A bientôt sur le blog.
valérie says
Bonjour,
Je vis en France (Bretagne) et vais bientôt travailler pour une société Suisse (Valais).
De chez moi !! Je n’arrive pas à trouver d’informations car tout ce que je trouve concerne les frontaliers.
Pouvez vous m’en dire un peu plus ? (impôts, sécurité sociale, charges sur salaire…..)
Merci beaucoup de vos infos.
ps : je viens de passer une semaine à Saxon et en aucun cas je n’ai senti de rejet par rapport à ma nationalité.
David Talerman says
@valérie : dans votre situation, même si vous avez signé un contrat de travail de droit suisse, si vous travaillez en France, alors vous êtes soumis obligatoirement au droit du travail français (c’est le droit communautaire qui s’applique dans ce cas).
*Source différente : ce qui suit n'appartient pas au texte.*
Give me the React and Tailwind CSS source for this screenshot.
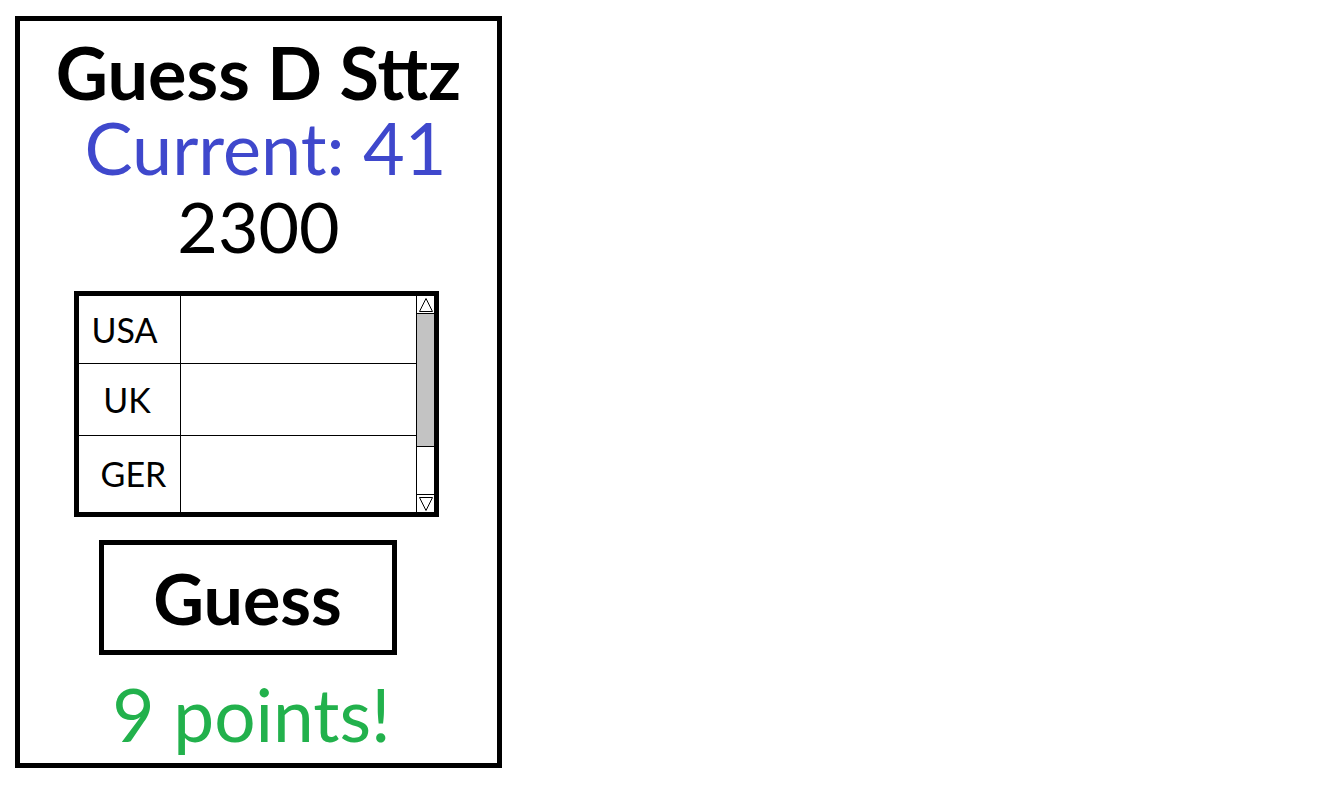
import React from "react";

const rows = [
  { name: "USA", h: "h-[68px]", pad: "pr-[10px]" },
  { name: "UK", h: "h-[72px]", pad: "pr-[5px]" },
  { name: "GER", h: "flex-1", pad: "pl-[8px]" },
];

const Arrow = ({ down }) => (
  <svg width="16" height="16" viewBox="0 0 16 16" className="block">
    <polygon
      points={down ? "1.5,1.5 14.5,1.5 8,14.5" : "1.5,14.5 14.5,14.5 8,1.5"}
      fill="none"
      stroke="black"
      strokeWidth="1"
    />
  </svg>
);

const ScoreTable = () => (
  <div className="mt-[30px] mr-[4px] w-[365px] h-[226px] border-[5px] border-black flex">
    <div className="flex-1 flex flex-col">
      {rows.map((r, i) => (
        <div
          key={r.name}
          className={`${r.h} flex ${i < rows.length - 1 ? "border-b border-black" : ""}`}
        >
          <div className={`w-[102px] ${r.pad} border-r border-black flex items-center justify-center text-[34px] leading-none`}>
            {r.name}
          </div>
          <div className="flex-1" />
        </div>
      ))}
    </div>
    <div className="w-[18px] border-l border-black flex flex-col">
      <div className="h-[18px] border-b border-black flex items-center justify-center">
        <Arrow />
      </div>
      <div className="h-[133px] bg-[#c3c3c3] border-b border-black" />
      <div className="flex-1 border-b border-black" />
      <div className="h-[17px] flex items-center justify-center">
        <Arrow down />
      </div>
    </div>
  </div>
);

export default function App() {
  return (
    <div className="bg-white w-[1317px] h-[791px] pt-[16px] pl-[15px] font-['Lato',sans-serif] text-black">
      <div className="w-[487px] h-[752px] border-[5px] border-black flex flex-col items-center">
        <h1 className="mt-[15px] text-[72px] leading-[72px] font-bold">Guess D Sttz</h1>
        <p className="mt-[3px] ml-[14px] text-[72px] leading-[72px] text-[#3f48cc]">Current: 41</p>
        <p className="mt-[8px] text-[70px] leading-[70px]">2300</p>
        <ScoreTable />
        <button className="mt-[23px] mr-[22px] w-[298px] h-[115px] border-[5px] border-black flex items-center justify-center text-[70px] leading-none font-bold">
          Guess
        </button>
        <p className="mt-[23px] mr-[14px] text-[73px] leading-[73px] text-[#22b14c]">9 points!</p>
      </div>
    </div>
  );
}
Ce qui signifie que votre employeur suisse devra payer des cotisations salariales françaises… Ce qu’elles savent rarement.
Dans votre cas, il n’y a pas besoin de faire de demande de permis de travail en Suisse, étant donné que vous serez résidente en France.
Vous trouverez plus de détails sur cette situation particulière dans mon livre « Travailler et vivre en Suisse« .
omapsoi says
Bonjour, je reviens sur ce sujet très interessant
Je suis frontalier depuis 1 an, avec la majorité de mes collègues tout se passe bien, je m’intègre à bons nombres d’evènements en Suisse (schubertiade, Label suisse, divers festivals ect). je n’ai jamais parlé de mes diplomes, sauf quand on me le demande, je respect les gens ici comme si ils étaient français ou autre car on est tous humain…et vous savez qui en prend le pus dans la figure? moi.
A chaque réunion, certaines personnes ne savent pas que je suis français, et j’entends des « ah mes ces gens sont bizarres, ils sont français de toute façon », ou encore ceux qui savent que je suis français : » ça va aller la avec le taux? la piscine est bientot terminée? »…et j’en passe..vous voulez que je pense quoi de la culture, du respect de la suisse et de ses habitants?… je suis à l’ecoute. Et je sais que c’est comme cela pour beaucoup de mes amis frontaliers. Du coup j’ai demandé à la dernière réunion lorsque l’on ma encore « emmerdé » avec le taux et donc l’argent (car vous dites que les frontaliers viennent que pour ça…Faux: il viennent parce qu’il y a plus de travail sur geneve que Annecy ou Chambéry par exemple en premier!! et que finalement ce sont les suisses qu ont que l’argent comme mot à la bouche!) je leur ai demandé si les courses à Leclerc Annemasse était bonne? et par miracle depuis on me laisse tranquille…pour le moment…De plus, le taux etant remonté légèrement, ceux qui avaient demandé à etre augmenté car les frontaliers étaient augmenté grace au taux, j’espère qu’ils auront la décence de demander une baisse de salaire puisque le taux a de nouveau rebaissé..J’attends de voir ça avec impatience.
David Talerman says
Bonjour,
Votre histoire est très intéressante. J’ai vécu quelque chose de similaire à mon arrivée en Suisse. Ce n’était pas centré sur le fait que j’étais frontalier (je résidais en Suisse), mais sur ma nationalité.
Je relate en partie cette histoire ici.
Quoi qu’il en soit, la bêtise n’a pas de nationalité, et lorsqu’ils disent qu’ils trouvent les Français « bizarres », ce n’est pas anormal, c’est l’expression d’une incompréhension.